How Focused Design Can Actually Solve Human Problems: Housing
Director of Healthabitat and architect Paul Pholeros and his team was assigned a simple mission: Stop people from getting sick in south Australia. While it “may sound simple,” Pholeros stresses the significance and difficulty of this project. He couldn’t simply send medical attention to the area- he was asked to fix the environment itself.
Their team identified 9 different health priorities: Washing, clothes, waste water, nutrition, crowding, animals, dust, temperature, and injury. They had done extensive research, but one in order to help these majorly illiterate people understand these priorities, they actually had to create cartoons depicting the necessary actions for executing them.
Once the information was illustrated for the people, the innovative solutions from Pholeros and his team came in. Some of the best examples were dust-stopping mounds of dirt and fly traps that drastically reduced occurrences of trachoma, a bacteria carried by flies that infects the eye and possibly results in blindness.

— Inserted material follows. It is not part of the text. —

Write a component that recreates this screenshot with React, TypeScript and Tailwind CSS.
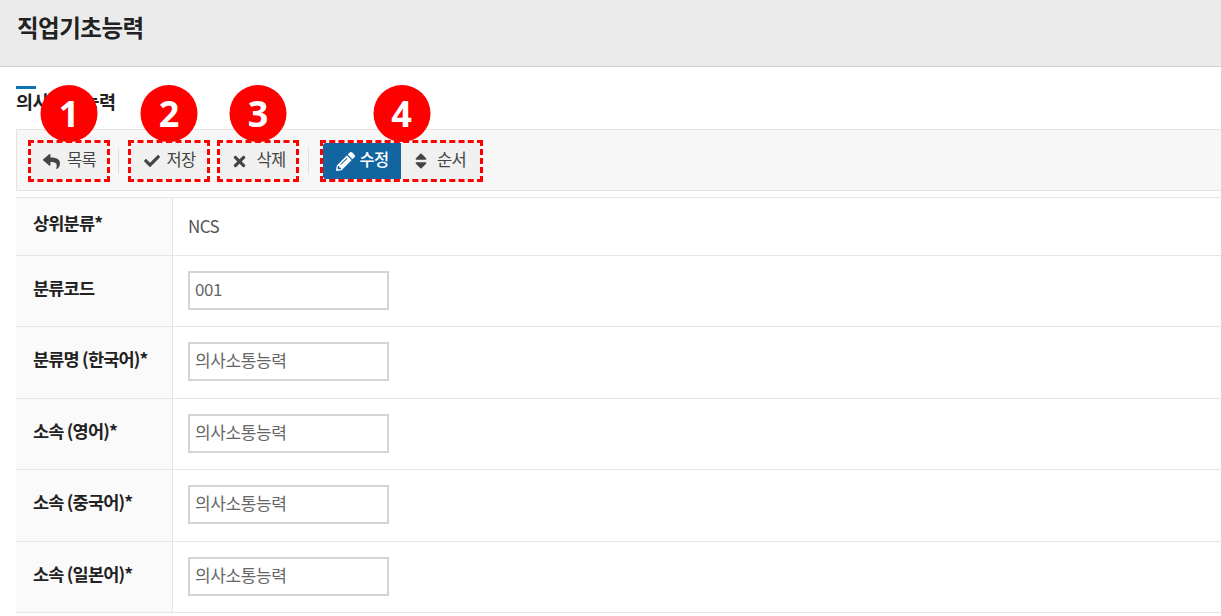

The seemingly simplest ideas had profound impacts on the health of the indigenous people.
Their end results were astonishing: They increased functionality of the showers from 35% of the population to 86%, safety of the electrical systems from 10% to 77%, and finally functionality of the toilets from 59% to 90%. Their organization also reduced the admissions to hospitals for environmental reasons by 40%! His claims are no exaggeration- he is really proving the feasibility of focused design and innovative solutions.
But their solutions don’t apply only to the people they helped in Australia. Pholeros also went to Napal where he ingeniously replaced smokey wood burning cookers with methane releasing communal toilets that allowed clean flames for hours.
His projects have hopeful implications for the rest of this planet. If he and his team can lift thousands of people from poverty using simple ideas, there’s a good chance the rest of our species can be helped too. As long as the focus is on human health, we can increase the life quality and length of any community anywhere.